- **Required work**:
Reproduce the data below in full and exclude every picture.
++++++
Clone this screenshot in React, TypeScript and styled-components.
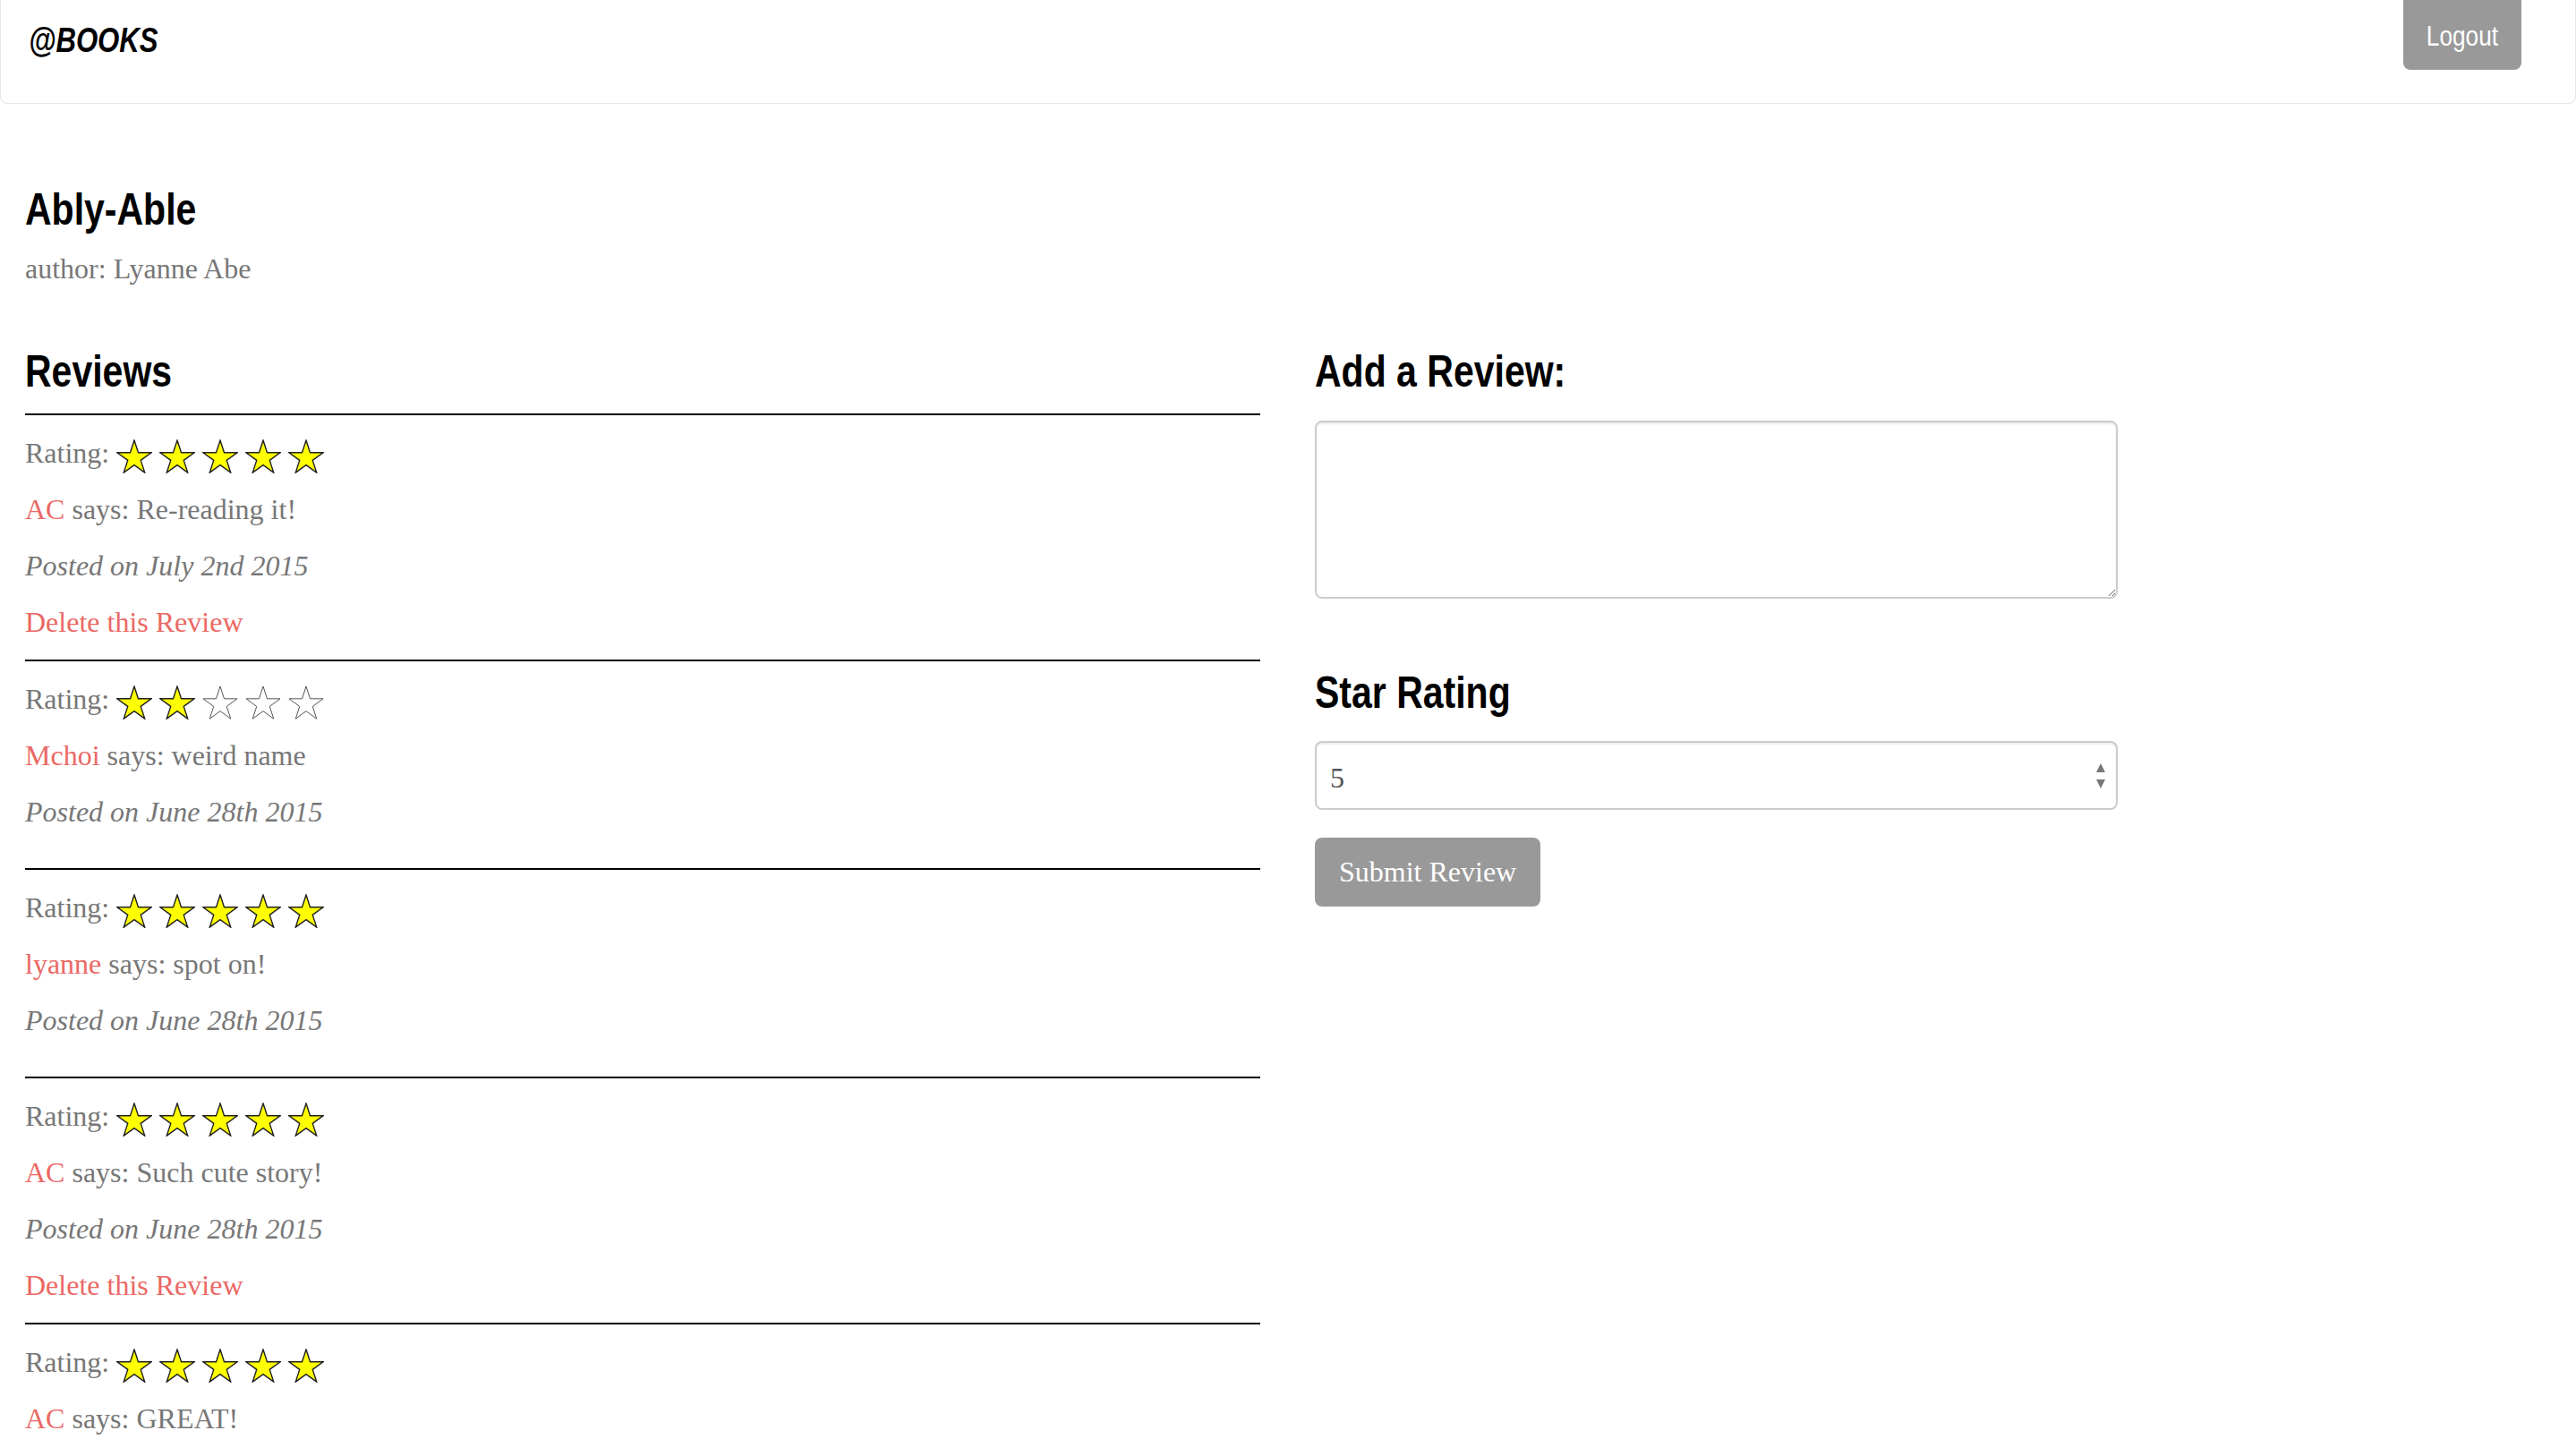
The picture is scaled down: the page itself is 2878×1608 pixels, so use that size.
import React from 'react';
import styled, { createGlobalStyle } from 'styled-components';

type Review = {
  user: string;
  text: string;
  rating: number;
  posted: string;
  mine: boolean;
};

const reviews: Review[] = [
  { user: 'AC', text: 'Re-reading it!', rating: 5, posted: 'July 2nd 2015', mine: true },
  { user: 'Mchoi', text: 'weird name', rating: 2, posted: 'June 28th 2015', mine: false },
  { user: 'lyanne', text: 'spot on!', rating: 5, posted: 'June 28th 2015', mine: false },
  { user: 'AC', text: 'Such cute story!', rating: 5, posted: 'June 28th 2015', mine: true },
  { user: 'AC', text: 'GREAT!', rating: 5, posted: 'June 28th 2015', mine: true },
];

// no narrow face installed, so the condensed headings are Liberation Sans squeezed horizontally
const headingFont = `"Liberation Sans", Arial, sans-serif`;
const narrow = 'scaleX(0.82)';
const bodyFont = `"Liberation Serif", "Times New Roman", serif`;

const GlobalStyle = createGlobalStyle`
  html, body {
    margin: 0;
    padding: 0;
    background: #fff;
  }
  body {
    font-family: ${bodyFont};
    font-size: 32px;
    color: #777;
  }
  * {
    box-sizing: border-box;
  }
`;

const Navbar = styled.header`
  display: flex;
  justify-content: space-between;
  align-items: flex-start;
  height: 116px;
  border: 1px solid #e6e6e6;
  border-top: 0;
  border-radius: 0 0 8px 8px;
  background: #fff;
`;

const Brand = styled.a`
  display: inline-block;
  margin: 26px 0 0 31px;
  font-family: ${headingFont};
  font-style: italic;
  font-weight: 700;
  font-size: 38px;
  line-height: 38px;
  color: #000;
  text-decoration: none;
  transform: ${narrow};
  transform-origin: left center;
`;

const LogoutButton = styled.button`
  width: 132px;
  height: 78px;
  margin-right: 60px;
  padding: 3px 0 0;
  border: 0;
  border-radius: 0 0 8px 8px;
  background: #999;
  color: #fff;
  font-family: ${headingFont};
  font-size: 32px;

  span {
    display: inline-block;
    transform: ${narrow};
  }
`;

const Main = styled.main`
  padding: 0 28px;
`;

const Title = styled.h1`
  margin: 91px 0 0;
  font-family: ${headingFont};
  font-weight: 700;
  font-size: 50px;
  line-height: 55px;
  color: #000;
  transform: ${narrow};
  transform-origin: left center;
`;

const Author = styled.p`
  margin: 16px 0 0;
  line-height: 45px;
`;

const Columns = styled.div`
  display: grid;
  grid-template-columns: 1380px 897px;
  column-gap: 61px;
  margin-top: 65px;
  align-items: start;
`;

const SectionHeading = styled.h2<{ $gap: number }>`
  margin: 0 0 ${(p) => p.$gap}px;
  font-family: ${headingFont};
  font-weight: 700;
  font-size: 50px;
  line-height: 55px;
  color: #000;
  transform: ${narrow};
  transform-origin: left center;
`;

const ReviewItem = styled.article`
  border-top: 2px solid #000;
  padding: 20px 0 19px;

  & > p:last-child {
    margin-bottom: 21px;
  }
`;

const Line = styled.p<{ $italic?: boolean }>`
  margin: 0 0 18px;
  line-height: 45px;
  font-style: ${(p) => (p.$italic ? 'italic' : 'normal')};
`;

const UserLink = styled.a`
  color: #eb6864;
  text-decoration: none;
`;

const DeleteLink = styled.a`
  display: block;
  line-height: 45px;
  color: #eb6864;
  text-decoration: none;
`;

const StarSvg = styled.svg`
  width: 40px;
  height: 38px;
  vertical-align: middle;
`;

const ReviewText = styled.textarea`
  display: block;
  width: 100%;
  height: 199px;
  margin: 0 0 78px;
  border: 2px solid #ccc;
  border-radius: 8px;
  box-shadow: inset 0 2px 2px rgba(0, 0, 0, 0.075);
  font-family: ${bodyFont};
  font-size: 32px;
  color: #555;
`;

const SelectWrap = styled.div`
  position: relative;
  height: 77px;
  margin-bottom: 31px;
`;

const Select = styled.select`
  width: 100%;
  height: 100%;
  padding: 5px 15px 0;
  appearance: none;
  border: 2px solid #ccc;
  border-radius: 8px;
  background: #fff;
  box-shadow: inset 0 2px 2px rgba(0, 0, 0, 0.075);
  font-family: ${bodyFont};
  font-size: 32px;
  color: #555;
`;

const SelectArrows = styled.svg`
  position: absolute;
  right: 13px;
  top: 25px;
  width: 12px;
  height: 28px;
  pointer-events: none;
`;

const SubmitButton = styled.button`
  height: 77px;
  padding: 0 27px;
  border: 0;
  border-radius: 8px;
  background: #999;
  color: #fff;
  font-family: ${bodyFont};
  font-size: 32px;
`;

const Star: React.FC<{ filled: boolean }> = ({ filled }) => (
  <StarSvg viewBox="0 0 40 38">
    <polygon
      points="20,1 24.49,14.82 39.02,14.82 27.26,23.36 31.76,37.18 20,28.64 8.24,37.18 12.74,23.36 0.98,14.82 15.51,14.82"
      fill={filled ? '#ffff00' : '#fff'}
      stroke={filled ? '#222' : '#555'}
      strokeWidth={filled ? 1.4 : 1}
    />
  </StarSvg>
);

const ReviewEntry: React.FC<{ review: Review }> = ({ review }) => (
  <ReviewItem>
    <Line>
      Rating:
      {[1, 2, 3, 4, 5].map((n) => (
        <React.Fragment key={n}>
          {' '}
          <Star filled={n <= review.rating} />
        </React.Fragment>
      ))}
    </Line>
    <Line>
      <UserLink href="#">{review.user}</UserLink> says: {review.text}
    </Line>
    <Line $italic>Posted on {review.posted}</Line>
    {review.mine && <DeleteLink href="#">Delete this Review</DeleteLink>}
  </ReviewItem>
);

export default function App() {
  return (
    <>
      <GlobalStyle />
      <Navbar>
        <Brand href="#">@BOOKS</Brand>
        <LogoutButton>
          <span>Logout</span>
        </LogoutButton>
      </Navbar>
      <Main>
        <Title>Ably-Able</Title>
        <Author>author: Lyanne Abe</Author>
        <Columns>
          <section>
            <SectionHeading $gap={19}>Reviews</SectionHeading>
            {reviews.map((r, i) => (
              <ReviewEntry review={r} key={i} />
            ))}
          </section>
          <form onSubmit={(e) => e.preventDefault()}>
            <SectionHeading $gap={27}>Add a Review:</SectionHeading>
            <ReviewText />
            <SectionHeading $gap={26}>Star Rating</SectionHeading>
            <SelectWrap>
              <Select defaultValue="5">
                <option>1</option>
                <option>2</option>
                <option>3</option>
                <option>4</option>
                <option>5</option>
              </Select>
              <SelectArrows viewBox="0 0 12 28">
                <polygon points="6,0 11,10 1,10" fill="#777" />
                <polygon points="1,18 11,18 6,28" fill="#777" />
              </SelectArrows>
            </SelectWrap>
            <SubmitButton type="submit">Submit Review</SubmitButton>
          </form>
        </Columns>
      </Main>
    </>
  );
}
++++++
- **Response to this exercise**:
Clone this screenshot in React, TypeScript and styled-components.
The picture is scaled down: the page itself is 2878×1608 pixels, so use that size.
import React from 'react';
import styled, { createGlobalStyle } from 'styled-components';

type Review = {
  user: string;
  text: string;
  rating: number;
  posted: string;
  mine: boolean;
};

const reviews: Review[] = [
  { user: 'AC', text: 'Re-reading it!', rating: 5, posted: 'July 2nd 2015', mine: true },
  { user: 'Mchoi', text: 'weird name', rating: 2, posted: 'June 28th 2015', mine: false },
  { user: 'lyanne', text: 'spot on!', rating: 5, posted: 'June 28th 2015', mine: false },
  { user: 'AC', text: 'Such cute story!', rating: 5, posted: 'June 28th 2015', mine: true },
  { user: 'AC', text: 'GREAT!', rating: 5, posted: 'June 28th 2015', mine: true },
];

// no narrow face installed, so the condensed headings are Liberation Sans squeezed horizontally
const headingFont = `"Liberation Sans", Arial, sans-serif`;
const narrow = 'scaleX(0.82)';
const bodyFont = `"Liberation Serif", "Times New Roman", serif`;

const GlobalStyle = createGlobalStyle`
  html, body {
    margin: 0;
    padding: 0;
    background: #fff;
  }
  body {
    font-family: ${bodyFont};
    font-size: 32px;
    color: #777;
  }
  * {
    box-sizing: border-box;
  }
`;

const Navbar = styled.header`
  display: flex;
  justify-content: space-between;
  align-items: flex-start;
  height: 116px;
  border: 1px solid #e6e6e6;
  border-top: 0;
  border-radius: 0 0 8px 8px;
  background: #fff;
`;

const Brand = styled.a`
  display: inline-block;
  margin: 26px 0 0 31px;
  font-family: ${headingFont};
  font-style: italic;
  font-weight: 700;
  font-size: 38px;
  line-height: 38px;
  color: #000;
  text-decoration: none;
  transform: ${narrow};
  transform-origin: left center;
`;

const LogoutButton = styled.button`
  width: 132px;
  height: 78px;
  margin-right: 60px;
  padding: 3px 0 0;
  border: 0;
  border-radius: 0 0 8px 8px;
  background: #999;
  color: #fff;
  font-family: ${headingFont};
  font-size: 32px;

  span {
    display: inline-block;
    transform: ${narrow};
  }
`;

const Main = styled.main`
  padding: 0 28px;
`;

const Title = styled.h1`
  margin: 91px 0 0;
  font-family: ${headingFont};
  font-weight: 700;
  font-size: 50px;
  line-height: 55px;
  color: #000;
  transform: ${narrow};
  transform-origin: left center;
`;

const Author = styled.p`
  margin: 16px 0 0;
  line-height: 45px;
`;

const Columns = styled.div`
  display: grid;
  grid-template-columns: 1380px 897px;
  column-gap: 61px;
  margin-top: 65px;
  align-items: start;
`;

const SectionHeading = styled.h2<{ $gap: number }>`
  margin: 0 0 ${(p) => p.$gap}px;
  font-family: ${headingFont};
  font-weight: 700;
  font-size: 50px;
  line-height: 55px;
  color: #000;
  transform: ${narrow};
  transform-origin: left center;
`;

const ReviewItem = styled.article`
  border-top: 2px solid #000;
  padding: 20px 0 19px;

  & > p:last-child {
    margin-bottom: 21px;
  }
`;

const Line = styled.p<{ $italic?: boolean }>`
  margin: 0 0 18px;
  line-height: 45px;
  font-style: ${(p) => (p.$italic ? 'italic' : 'normal')};
`;

const UserLink = styled.a`
  color: #eb6864;
  text-decoration: none;
`;

const DeleteLink = styled.a`
  display: block;
  line-height: 45px;
  color: #eb6864;
  text-decoration: none;
`;

const StarSvg = styled.svg`
  width: 40px;
  height: 38px;
  vertical-align: middle;
`;

const ReviewText = styled.textarea`
  display: block;
  width: 100%;
  height: 199px;
  margin: 0 0 78px;
  border: 2px solid #ccc;
  border-radius: 8px;
  box-shadow: inset 0 2px 2px rgba(0, 0, 0, 0.075);
  font-family: ${bodyFont};
  font-size: 32px;
  color: #555;
`;

const SelectWrap = styled.div`
  position: relative;
  height: 77px;
  margin-bottom: 31px;
`;

const Select = styled.select`
  width: 100%;
  height: 100%;
  padding: 5px 15px 0;
  appearance: none;
  border: 2px solid #ccc;
  border-radius: 8px;
  background: #fff;
  box-shadow: inset 0 2px 2px rgba(0, 0, 0, 0.075);
  font-family: ${bodyFont};
  font-size: 32px;
  color: #555;
`;

const SelectArrows = styled.svg`
  position: absolute;
  right: 13px;
  top: 25px;
  width: 12px;
  height: 28px;
  pointer-events: none;
`;

const SubmitButton = styled.button`
  height: 77px;
  padding: 0 27px;
  border: 0;
  border-radius: 8px;
  background: #999;
  color: #fff;
  font-family: ${bodyFont};
  font-size: 32px;
`;

const Star: React.FC<{ filled: boolean }> = ({ filled }) => (
  <StarSvg viewBox="0 0 40 38">
    <polygon
      points="20,1 24.49,14.82 39.02,14.82 27.26,23.36 31.76,37.18 20,28.64 8.24,37.18 12.74,23.36 0.98,14.82 15.51,14.82"
      fill={filled ? '#ffff00' : '#fff'}
      stroke={filled ? '#222' : '#555'}
      strokeWidth={filled ? 1.4 : 1}
    />
  </StarSvg>
);

const ReviewEntry: React.FC<{ review: Review }> = ({ review }) => (
  <ReviewItem>
    <Line>
      Rating:
      {[1, 2, 3, 4, 5].map((n) => (
        <React.Fragment key={n}>
          {' '}
          <Star filled={n <= review.rating} />
        </React.Fragment>
      ))}
    </Line>
    <Line>
      <UserLink href="#">{review.user}</UserLink> says: {review.text}
    </Line>
    <Line $italic>Posted on {review.posted}</Line>
    {review.mine && <DeleteLink href="#">Delete this Review</DeleteLink>}
  </ReviewItem>
);

export default function App() {
  return (
    <>
      <GlobalStyle />
      <Navbar>
        <Brand href="#">@BOOKS</Brand>
        <LogoutButton>
          <span>Logout</span>
        </LogoutButton>
      </Navbar>
      <Main>
        <Title>Ably-Able</Title>
        <Author>author: Lyanne Abe</Author>
        <Columns>
          <section>
            <SectionHeading $gap={19}>Reviews</SectionHeading>
            {reviews.map((r, i) => (
              <ReviewEntry review={r} key={i} />
            ))}
          </section>
          <form onSubmit={(e) => e.preventDefault()}>
            <SectionHeading $gap={27}>Add a Review:</SectionHeading>
            <ReviewText />
            <SectionHeading $gap={26}>Star Rating</SectionHeading>
            <SelectWrap>
              <Select defaultValue="5">
                <option>1</option>
                <option>2</option>
                <option>3</option>
                <option>4</option>
                <option>5</option>
              </Select>
              <SelectArrows viewBox="0 0 12 28">
                <polygon points="6,0 11,10 1,10" fill="#777" />
                <polygon points="1,18 11,18 6,28" fill="#777" />
              </SelectArrows>
            </SelectWrap>
            <SubmitButton type="submit">Submit Review</SubmitButton>
          </form>
        </Columns>
      </Main>
    </>
  );
}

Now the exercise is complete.